> WRITTEN INSTRUCTION:
Word for word, copy all the data and drop the pictures.

> SUPPLIED MATERIAL:
..............................

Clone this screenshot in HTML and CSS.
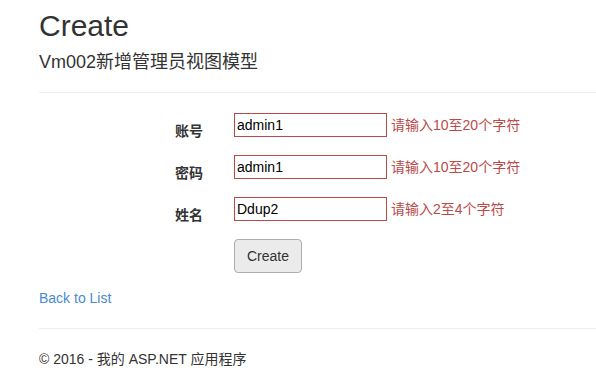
FILE: index.html
```html
<!DOCTYPE html>
<html lang="zh">
<head>
<meta charset="utf-8">
<title>Create</title>
<link rel="stylesheet" href="styles.css">
</head>
<body>
<div class="container">
  <h2 class="title">Create</h2>
  <form class="form">
    <h4 class="subtitle">Vm002新增管理员视图模型</h4>
    <hr class="rule">
    <div class="form-group">
      <label class="control-label">账号</label>
      <div class="field">
        <input class="text-input" type="text" value="admin1">
        <span class="field-error">请输入10至20个字符</span>
      </div>
    </div>
    <div class="form-group">
      <label class="control-label">密码</label>
      <div class="field">
        <input class="text-input" type="text" value="admin1">
        <span class="field-error">请输入10至20个字符</span>
      </div>
    </div>
    <div class="form-group">
      <label class="control-label">姓名</label>
      <div class="field">
        <input class="text-input" type="text" value="Ddup2">
        <span class="field-error">请输入2至4个字符</span>
      </div>
    </div>
    <div class="form-group">
      <span class="control-label"></span>
      <div class="field">
        <button class="btn" type="button">Create</button>
      </div>
    </div>
  </form>
  <div class="back"><a href="#" class="link">Back to List</a></div>
  <hr class="rule footer-rule">
  <footer class="footer"><p class="footer-text">© 2016 - 我的 ASP.NET 应用程序</p></footer>
</div>
</body>
</html>
```

FILE: styles.css
```css
* { box-sizing: border-box; }
html, body { margin: 0; padding: 0; background: #fff; }
body {
  font-family: "Liberation Sans", Arial, "Noto Sans CJK SC", sans-serif;
  font-size: 14px;
  line-height: 20px;
  color: #333;
}
.container { padding: 9px 0 0 39px; }
.title {
  margin: 0 0 10px;
  font-size: 30px;
  line-height: 33px;
  font-weight: 400;
}
.form { margin: 0; }
.subtitle {
  margin: 10px 0 10px;
  font-size: 18px;
  line-height: 20px;
  font-weight: 400;
}
.rule {
  margin: 20px 0;
  border: 0;
  border-top: 1px solid #eee;
  height: 0;
}
.form-group {
  display: grid;
  grid-template-columns: 164px 1fr;
  column-gap: 31px;
  margin-bottom: 15px;
  min-height: 27px;
}
.control-label {
  padding-top: 7px;
  text-align: right;
  font-weight: bold;
  font-family: "Noto Sans CJK SC", sans-serif;
  font-size: 14px;
  line-height: 20px;
}
.field { display: flex; align-items: flex-start; }
.text-input {
  width: 153px;
  height: 24px;
  border: 1px solid #b94a48;
  padding: 0 2px;
  font-family: "Liberation Sans", Arial, sans-serif;
  font-size: 14px;
  color: #000;
  background: #fff;
  outline: none;
}
.field-error {
  margin-left: 4px;
  color: #b94a48;
  font-size: 14px;
  line-height: 24px;
}
.btn {
  height: 34px;
  padding: 6px 12px;
  font-family: "Liberation Sans", Arial, sans-serif;
  font-size: 14px;
  line-height: 20px;
  color: #333;
  background: #ebebeb;
  border: 1px solid #adadad;
  border-radius: 4px;
}
.back { line-height: 20px; }
.link { color: #4a8ad0; text-decoration: none; }
.footer-rule { margin-top: 20px; }
.footer-text { margin: 0; }
```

..............................

> EXPECTED OUTPUT:
Clone this screenshot in HTML and CSS.
FILE: index.html
```html
<!DOCTYPE html>
<html lang="zh">
<head>
<meta charset="utf-8">
<title>Create</title>
<link rel="stylesheet" href="styles.css">
</head>
<body>
<div class="container">
  <h2 class="title">Create</h2>
  <form class="form">
    <h4 class="subtitle">Vm002新增管理员视图模型</h4>
    <hr class="rule">
    <div class="form-group">
      <label class="control-label">账号</label>
      <div class="field">
        <input class="text-input" type="text" value="admin1">
        <span class="field-error">请输入10至20个字符</span>
      </div>
    </div>
    <div class="form-group">
      <label class="control-label">密码</label>
      <div class="field">
        <input class="text-input" type="text" value="admin1">
        <span class="field-error">请输入10至20个字符</span>
      </div>
    </div>
    <div class="form-group">
      <label class="control-label">姓名</label>
      <div class="field">
        <input class="text-input" type="text" value="Ddup2">
        <span class="field-error">请输入2至4个字符</span>
      </div>
    </div>
    <div class="form-group">
      <span class="control-label"></span>
      <div class="field">
        <button class="btn" type="button">Create</button>
      </div>
    </div>
  </form>
  <div class="back"><a href="#" class="link">Back to List</a></div>
  <hr class="rule footer-rule">
  <footer class="footer"><p class="footer-text">© 2016 - 我的 ASP.NET 应用程序</p></footer>
</div>
</body>
</html>
```

FILE: styles.css
```css
* { box-sizing: border-box; }
html, body { margin: 0; padding: 0; background: #fff; }
body {
  font-family: "Liberation Sans", Arial, "Noto Sans CJK SC", sans-serif;
  font-size: 14px;
  line-height: 20px;
  color: #333;
}
.container { padding: 9px 0 0 39px; }
.title {
  margin: 0 0 10px;
  font-size: 30px;
  line-height: 33px;
  font-weight: 400;
}
.form { margin: 0; }
.subtitle {
  margin: 10px 0 10px;
  font-size: 18px;
  line-height: 20px;
  font-weight: 400;
}
.rule {
  margin: 20px 0;
  border: 0;
  border-top: 1px solid #eee;
  height: 0;
}
.form-group {
  display: grid;
  grid-template-columns: 164px 1fr;
  column-gap: 31px;
  margin-bottom: 15px;
  min-height: 27px;
}
.control-label {
  padding-top: 7px;
  text-align: right;
  font-weight: bold;
  font-family: "Noto Sans CJK SC", sans-serif;
  font-size: 14px;
  line-height: 20px;
}
.field { display: flex; align-items: flex-start; }
.text-input {
  width: 153px;
  height: 24px;
  border: 1px solid #b94a48;
  padding: 0 2px;
  font-family: "Liberation Sans", Arial, sans-serif;
  font-size: 14px;
  color: #000;
  background: #fff;
  outline: none;
}
.field-error {
  margin-left: 4px;
  color: #b94a48;
  font-size: 14px;
  line-height: 24px;
}
.btn {
  height: 34px;
  padding: 6px 12px;
  font-family: "Liberation Sans", Arial, sans-serif;
  font-size: 14px;
  line-height: 20px;
  color: #333;
  background: #ebebeb;
  border: 1px solid #adadad;
  border-radius: 4px;
}
.back { line-height: 20px; }
.link { color: #4a8ad0; text-decoration: none; }
.footer-rule { margin-top: 20px; }
.footer-text { margin: 0; }
```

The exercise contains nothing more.